■ **WHAT YOU WILL DO**
Whenever a line contains the string "table", copy it out of the entries.
## start DATA SHOWN
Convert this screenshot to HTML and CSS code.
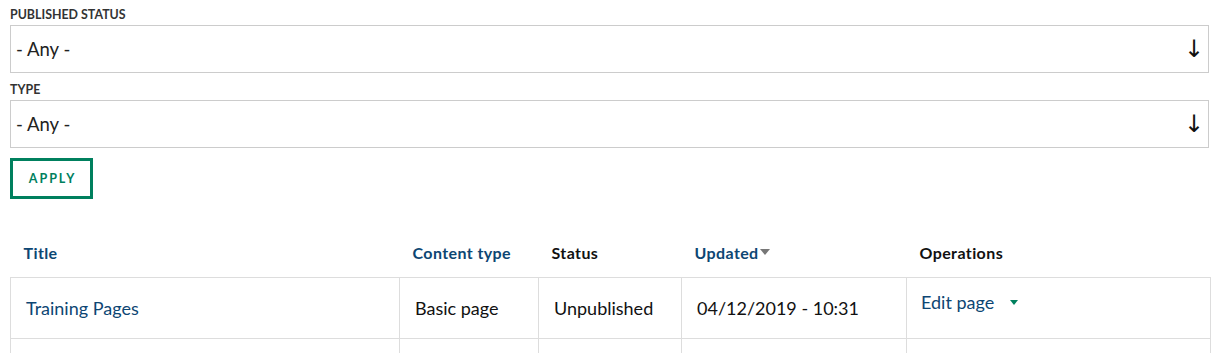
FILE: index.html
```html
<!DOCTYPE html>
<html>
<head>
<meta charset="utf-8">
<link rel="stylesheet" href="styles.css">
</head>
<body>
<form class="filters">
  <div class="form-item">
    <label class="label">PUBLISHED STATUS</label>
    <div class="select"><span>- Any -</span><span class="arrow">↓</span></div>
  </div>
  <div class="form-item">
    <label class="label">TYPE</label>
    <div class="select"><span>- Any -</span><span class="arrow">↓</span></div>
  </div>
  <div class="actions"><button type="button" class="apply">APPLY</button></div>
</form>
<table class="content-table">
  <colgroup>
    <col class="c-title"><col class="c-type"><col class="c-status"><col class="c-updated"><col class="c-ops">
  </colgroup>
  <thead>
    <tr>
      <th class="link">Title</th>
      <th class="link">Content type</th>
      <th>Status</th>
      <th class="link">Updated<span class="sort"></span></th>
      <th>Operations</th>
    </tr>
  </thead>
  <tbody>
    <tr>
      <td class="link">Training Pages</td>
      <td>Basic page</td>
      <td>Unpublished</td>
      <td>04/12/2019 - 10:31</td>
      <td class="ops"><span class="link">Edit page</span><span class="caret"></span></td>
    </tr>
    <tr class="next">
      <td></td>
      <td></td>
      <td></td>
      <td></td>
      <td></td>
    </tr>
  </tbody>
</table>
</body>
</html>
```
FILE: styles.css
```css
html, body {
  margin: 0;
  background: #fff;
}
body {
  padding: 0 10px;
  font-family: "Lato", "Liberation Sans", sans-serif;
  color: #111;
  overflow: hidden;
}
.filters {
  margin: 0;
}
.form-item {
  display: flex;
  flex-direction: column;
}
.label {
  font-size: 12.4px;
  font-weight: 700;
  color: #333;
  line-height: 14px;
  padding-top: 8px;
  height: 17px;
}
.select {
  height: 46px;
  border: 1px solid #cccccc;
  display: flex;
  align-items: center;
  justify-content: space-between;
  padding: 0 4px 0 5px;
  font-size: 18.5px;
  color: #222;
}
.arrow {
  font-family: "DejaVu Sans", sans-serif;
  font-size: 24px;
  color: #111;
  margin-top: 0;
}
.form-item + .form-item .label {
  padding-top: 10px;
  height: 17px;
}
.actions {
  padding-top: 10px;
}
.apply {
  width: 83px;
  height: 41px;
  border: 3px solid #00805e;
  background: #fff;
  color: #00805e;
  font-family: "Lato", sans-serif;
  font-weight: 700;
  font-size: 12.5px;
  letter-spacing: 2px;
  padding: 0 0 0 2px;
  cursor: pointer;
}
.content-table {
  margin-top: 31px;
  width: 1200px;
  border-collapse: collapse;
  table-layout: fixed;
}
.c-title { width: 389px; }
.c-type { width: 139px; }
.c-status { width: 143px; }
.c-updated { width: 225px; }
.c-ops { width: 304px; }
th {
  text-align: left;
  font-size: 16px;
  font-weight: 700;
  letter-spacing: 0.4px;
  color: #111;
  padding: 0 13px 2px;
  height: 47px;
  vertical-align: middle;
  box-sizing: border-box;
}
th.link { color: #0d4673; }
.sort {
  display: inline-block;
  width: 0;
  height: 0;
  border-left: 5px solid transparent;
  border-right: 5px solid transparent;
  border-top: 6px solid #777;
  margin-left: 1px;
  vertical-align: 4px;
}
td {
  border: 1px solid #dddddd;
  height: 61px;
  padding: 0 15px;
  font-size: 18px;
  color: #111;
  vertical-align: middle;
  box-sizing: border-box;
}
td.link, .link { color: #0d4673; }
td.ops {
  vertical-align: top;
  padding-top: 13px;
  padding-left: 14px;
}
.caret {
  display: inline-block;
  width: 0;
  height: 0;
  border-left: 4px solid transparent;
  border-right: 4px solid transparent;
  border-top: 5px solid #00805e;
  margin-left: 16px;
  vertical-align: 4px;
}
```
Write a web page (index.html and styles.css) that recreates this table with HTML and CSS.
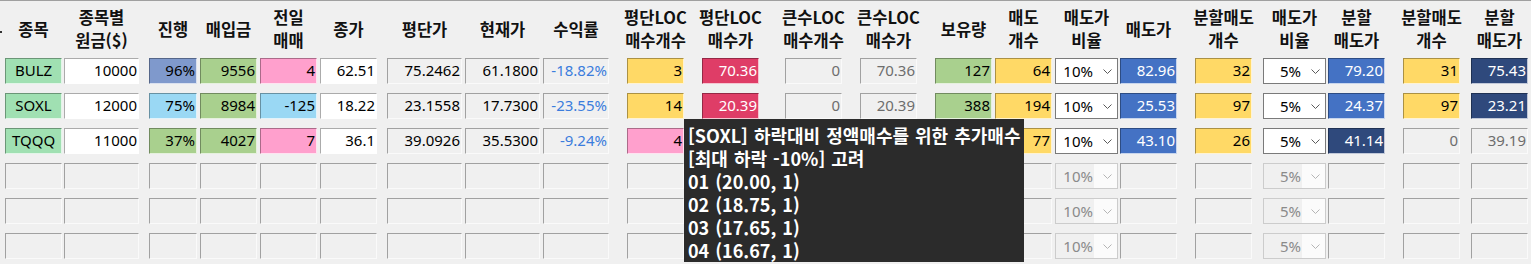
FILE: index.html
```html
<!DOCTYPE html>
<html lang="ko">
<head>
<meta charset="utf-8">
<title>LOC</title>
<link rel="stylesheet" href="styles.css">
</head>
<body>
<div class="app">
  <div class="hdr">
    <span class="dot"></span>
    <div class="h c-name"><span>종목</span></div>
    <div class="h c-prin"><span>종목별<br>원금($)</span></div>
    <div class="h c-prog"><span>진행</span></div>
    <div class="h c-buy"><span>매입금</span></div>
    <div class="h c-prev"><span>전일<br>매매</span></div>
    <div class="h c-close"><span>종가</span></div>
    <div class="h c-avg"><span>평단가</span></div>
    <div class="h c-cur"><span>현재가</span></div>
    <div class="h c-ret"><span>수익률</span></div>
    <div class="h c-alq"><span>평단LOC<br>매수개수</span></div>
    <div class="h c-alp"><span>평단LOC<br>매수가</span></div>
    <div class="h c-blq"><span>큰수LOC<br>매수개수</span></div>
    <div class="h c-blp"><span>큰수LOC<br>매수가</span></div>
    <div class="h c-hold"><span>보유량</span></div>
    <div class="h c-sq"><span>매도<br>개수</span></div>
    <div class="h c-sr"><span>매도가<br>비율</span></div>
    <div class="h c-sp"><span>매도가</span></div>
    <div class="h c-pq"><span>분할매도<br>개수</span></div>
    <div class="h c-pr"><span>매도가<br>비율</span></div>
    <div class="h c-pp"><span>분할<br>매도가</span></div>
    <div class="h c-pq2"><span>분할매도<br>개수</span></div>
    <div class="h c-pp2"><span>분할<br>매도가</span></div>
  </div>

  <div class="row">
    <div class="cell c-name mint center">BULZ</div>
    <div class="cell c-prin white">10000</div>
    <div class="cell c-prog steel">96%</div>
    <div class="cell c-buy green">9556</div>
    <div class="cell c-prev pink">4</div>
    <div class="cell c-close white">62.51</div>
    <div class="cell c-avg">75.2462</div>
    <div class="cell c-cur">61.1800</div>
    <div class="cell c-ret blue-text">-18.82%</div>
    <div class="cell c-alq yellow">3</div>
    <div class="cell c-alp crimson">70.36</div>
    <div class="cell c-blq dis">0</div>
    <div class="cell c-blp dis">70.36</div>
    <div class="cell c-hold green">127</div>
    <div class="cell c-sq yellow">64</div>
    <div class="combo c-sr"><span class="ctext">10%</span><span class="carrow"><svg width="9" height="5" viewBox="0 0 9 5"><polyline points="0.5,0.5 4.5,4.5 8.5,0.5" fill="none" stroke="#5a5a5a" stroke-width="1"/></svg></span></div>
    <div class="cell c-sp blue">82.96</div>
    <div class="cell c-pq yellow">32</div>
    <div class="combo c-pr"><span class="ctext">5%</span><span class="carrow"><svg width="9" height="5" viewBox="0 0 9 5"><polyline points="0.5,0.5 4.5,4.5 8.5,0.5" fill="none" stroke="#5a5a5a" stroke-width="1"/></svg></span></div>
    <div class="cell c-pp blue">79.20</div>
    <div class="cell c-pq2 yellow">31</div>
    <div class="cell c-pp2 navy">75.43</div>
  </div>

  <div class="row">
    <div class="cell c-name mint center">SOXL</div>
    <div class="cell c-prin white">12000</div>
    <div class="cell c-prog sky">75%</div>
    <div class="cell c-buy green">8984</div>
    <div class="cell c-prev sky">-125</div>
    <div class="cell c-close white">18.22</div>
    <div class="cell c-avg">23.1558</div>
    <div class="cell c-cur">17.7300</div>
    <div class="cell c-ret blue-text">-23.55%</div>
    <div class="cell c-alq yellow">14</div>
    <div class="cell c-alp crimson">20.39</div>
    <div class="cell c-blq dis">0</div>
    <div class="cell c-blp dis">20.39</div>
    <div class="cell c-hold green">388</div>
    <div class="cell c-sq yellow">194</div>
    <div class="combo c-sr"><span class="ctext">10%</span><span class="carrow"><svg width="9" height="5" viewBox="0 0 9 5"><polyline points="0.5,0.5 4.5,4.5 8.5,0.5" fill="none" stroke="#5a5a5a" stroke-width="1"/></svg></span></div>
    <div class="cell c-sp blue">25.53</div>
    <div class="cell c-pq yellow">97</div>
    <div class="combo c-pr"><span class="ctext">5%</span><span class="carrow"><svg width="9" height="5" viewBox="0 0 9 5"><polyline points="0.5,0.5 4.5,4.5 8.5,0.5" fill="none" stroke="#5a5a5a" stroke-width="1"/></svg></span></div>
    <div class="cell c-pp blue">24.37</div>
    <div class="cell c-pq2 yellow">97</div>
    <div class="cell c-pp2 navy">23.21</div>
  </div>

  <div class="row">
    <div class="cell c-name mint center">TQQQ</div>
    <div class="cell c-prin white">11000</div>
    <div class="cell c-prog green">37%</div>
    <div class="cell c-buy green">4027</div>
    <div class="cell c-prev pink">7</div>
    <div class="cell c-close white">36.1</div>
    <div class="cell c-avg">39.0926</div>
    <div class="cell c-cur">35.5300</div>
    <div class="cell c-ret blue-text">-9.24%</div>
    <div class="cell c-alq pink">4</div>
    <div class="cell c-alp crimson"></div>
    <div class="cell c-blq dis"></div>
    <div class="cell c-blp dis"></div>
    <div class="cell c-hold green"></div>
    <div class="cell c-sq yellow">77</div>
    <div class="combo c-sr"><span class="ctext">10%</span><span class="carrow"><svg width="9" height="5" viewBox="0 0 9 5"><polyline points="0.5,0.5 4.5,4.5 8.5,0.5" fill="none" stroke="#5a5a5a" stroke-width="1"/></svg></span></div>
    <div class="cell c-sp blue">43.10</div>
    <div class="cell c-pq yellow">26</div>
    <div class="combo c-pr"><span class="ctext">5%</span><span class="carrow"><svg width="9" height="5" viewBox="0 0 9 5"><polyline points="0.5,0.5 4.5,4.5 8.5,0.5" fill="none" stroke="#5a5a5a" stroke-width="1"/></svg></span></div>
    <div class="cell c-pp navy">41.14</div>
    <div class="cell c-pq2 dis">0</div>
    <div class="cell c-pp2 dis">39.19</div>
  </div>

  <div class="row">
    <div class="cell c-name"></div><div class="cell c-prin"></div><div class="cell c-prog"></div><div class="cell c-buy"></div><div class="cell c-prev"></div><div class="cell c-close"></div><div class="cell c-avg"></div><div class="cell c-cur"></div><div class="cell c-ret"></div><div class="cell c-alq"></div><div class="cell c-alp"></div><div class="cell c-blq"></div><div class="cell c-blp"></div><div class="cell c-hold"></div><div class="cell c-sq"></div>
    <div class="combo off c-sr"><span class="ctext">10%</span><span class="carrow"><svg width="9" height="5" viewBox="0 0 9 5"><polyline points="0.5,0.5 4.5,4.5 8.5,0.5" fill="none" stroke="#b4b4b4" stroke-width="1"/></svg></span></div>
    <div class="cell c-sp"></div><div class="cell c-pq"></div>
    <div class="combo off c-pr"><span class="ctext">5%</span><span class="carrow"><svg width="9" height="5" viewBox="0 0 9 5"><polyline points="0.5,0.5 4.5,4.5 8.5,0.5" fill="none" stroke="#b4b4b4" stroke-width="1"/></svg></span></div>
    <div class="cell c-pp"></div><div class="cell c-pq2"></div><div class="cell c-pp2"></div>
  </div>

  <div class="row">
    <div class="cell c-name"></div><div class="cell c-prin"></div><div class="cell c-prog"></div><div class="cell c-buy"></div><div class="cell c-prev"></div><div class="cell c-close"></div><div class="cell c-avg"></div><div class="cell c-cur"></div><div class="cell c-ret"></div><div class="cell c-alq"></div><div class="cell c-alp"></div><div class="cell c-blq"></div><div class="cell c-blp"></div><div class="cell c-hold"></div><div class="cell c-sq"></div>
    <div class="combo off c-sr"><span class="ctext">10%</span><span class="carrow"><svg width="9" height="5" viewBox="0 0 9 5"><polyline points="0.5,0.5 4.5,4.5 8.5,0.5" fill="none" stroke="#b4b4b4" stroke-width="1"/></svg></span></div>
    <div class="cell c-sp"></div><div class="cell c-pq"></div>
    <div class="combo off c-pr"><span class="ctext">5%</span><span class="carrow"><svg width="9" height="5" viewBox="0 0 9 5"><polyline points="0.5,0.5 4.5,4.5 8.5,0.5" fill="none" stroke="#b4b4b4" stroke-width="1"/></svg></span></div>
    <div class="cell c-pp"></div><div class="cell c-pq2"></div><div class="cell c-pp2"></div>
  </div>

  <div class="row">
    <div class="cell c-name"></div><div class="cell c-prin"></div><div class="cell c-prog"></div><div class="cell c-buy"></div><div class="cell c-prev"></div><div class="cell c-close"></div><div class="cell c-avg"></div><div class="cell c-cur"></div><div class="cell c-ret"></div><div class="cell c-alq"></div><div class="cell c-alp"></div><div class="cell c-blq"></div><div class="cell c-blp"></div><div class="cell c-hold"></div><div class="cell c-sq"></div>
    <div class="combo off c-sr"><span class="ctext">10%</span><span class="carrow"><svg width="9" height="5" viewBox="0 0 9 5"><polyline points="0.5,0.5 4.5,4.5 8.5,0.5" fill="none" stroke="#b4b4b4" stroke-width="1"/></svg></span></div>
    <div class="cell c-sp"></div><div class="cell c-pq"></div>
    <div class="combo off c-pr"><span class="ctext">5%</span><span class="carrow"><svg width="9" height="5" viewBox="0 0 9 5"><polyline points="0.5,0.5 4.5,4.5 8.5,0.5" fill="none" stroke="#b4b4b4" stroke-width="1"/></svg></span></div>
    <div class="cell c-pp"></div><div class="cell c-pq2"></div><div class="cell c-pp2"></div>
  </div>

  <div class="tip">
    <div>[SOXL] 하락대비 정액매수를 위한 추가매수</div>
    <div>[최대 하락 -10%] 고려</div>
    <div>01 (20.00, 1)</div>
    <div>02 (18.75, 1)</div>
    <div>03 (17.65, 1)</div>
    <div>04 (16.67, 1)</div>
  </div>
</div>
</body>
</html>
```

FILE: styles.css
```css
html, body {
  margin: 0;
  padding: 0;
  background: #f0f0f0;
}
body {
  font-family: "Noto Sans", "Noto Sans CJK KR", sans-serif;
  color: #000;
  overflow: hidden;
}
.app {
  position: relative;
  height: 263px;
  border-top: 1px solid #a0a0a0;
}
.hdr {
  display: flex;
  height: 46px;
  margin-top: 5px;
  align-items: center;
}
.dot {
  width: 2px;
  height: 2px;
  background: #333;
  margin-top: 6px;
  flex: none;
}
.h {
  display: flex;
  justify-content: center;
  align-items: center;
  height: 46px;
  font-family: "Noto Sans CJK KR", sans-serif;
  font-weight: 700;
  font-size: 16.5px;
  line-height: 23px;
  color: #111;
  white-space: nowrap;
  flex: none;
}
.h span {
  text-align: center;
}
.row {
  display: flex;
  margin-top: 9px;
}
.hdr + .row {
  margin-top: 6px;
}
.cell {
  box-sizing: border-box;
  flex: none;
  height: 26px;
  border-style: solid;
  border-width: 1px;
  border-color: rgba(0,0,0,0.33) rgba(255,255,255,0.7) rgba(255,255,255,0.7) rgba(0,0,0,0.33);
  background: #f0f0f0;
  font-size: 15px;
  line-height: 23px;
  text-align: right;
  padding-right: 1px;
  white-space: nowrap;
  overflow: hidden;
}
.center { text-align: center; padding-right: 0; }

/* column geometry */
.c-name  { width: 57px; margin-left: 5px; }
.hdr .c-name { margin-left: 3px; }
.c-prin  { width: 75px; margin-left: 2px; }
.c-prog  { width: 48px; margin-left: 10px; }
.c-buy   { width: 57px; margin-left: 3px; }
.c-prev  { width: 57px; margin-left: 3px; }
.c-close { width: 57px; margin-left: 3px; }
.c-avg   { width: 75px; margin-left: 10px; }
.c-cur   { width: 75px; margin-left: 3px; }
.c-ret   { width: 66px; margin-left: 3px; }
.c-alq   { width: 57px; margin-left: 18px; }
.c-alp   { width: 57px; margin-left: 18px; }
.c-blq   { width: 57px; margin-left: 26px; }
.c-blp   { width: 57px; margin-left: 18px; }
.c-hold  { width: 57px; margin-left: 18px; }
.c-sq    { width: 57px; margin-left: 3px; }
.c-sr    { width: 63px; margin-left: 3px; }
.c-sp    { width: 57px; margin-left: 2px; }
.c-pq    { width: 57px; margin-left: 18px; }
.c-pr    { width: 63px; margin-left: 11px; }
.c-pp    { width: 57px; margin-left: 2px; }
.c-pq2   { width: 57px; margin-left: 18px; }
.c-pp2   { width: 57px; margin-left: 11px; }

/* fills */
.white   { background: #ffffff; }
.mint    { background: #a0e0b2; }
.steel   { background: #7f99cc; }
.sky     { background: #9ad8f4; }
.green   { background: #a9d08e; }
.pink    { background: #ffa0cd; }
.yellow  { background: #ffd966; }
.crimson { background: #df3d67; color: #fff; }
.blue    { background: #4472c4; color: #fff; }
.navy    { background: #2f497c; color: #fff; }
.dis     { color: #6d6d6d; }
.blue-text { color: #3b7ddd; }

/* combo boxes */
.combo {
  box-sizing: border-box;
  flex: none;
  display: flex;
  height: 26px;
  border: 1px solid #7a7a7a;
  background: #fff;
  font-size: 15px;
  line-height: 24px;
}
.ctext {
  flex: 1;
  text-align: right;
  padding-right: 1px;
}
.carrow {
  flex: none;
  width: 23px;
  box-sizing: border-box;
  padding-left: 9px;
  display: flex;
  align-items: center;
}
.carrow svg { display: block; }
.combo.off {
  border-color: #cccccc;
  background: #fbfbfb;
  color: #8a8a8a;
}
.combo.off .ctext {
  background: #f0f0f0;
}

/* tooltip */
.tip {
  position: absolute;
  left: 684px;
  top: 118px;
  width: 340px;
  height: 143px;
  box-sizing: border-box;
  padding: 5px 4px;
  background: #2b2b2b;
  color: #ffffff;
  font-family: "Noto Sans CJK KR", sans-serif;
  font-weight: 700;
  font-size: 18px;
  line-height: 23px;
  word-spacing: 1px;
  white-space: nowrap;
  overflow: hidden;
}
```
## end DATA SHOWN
■ **EXERCISE RESULT**
<table class="content-table">
</table>
.content-table {
  table-layout: fixed;
Write a web page (index.html and styles.css) that recreates this table with HTML and CSS.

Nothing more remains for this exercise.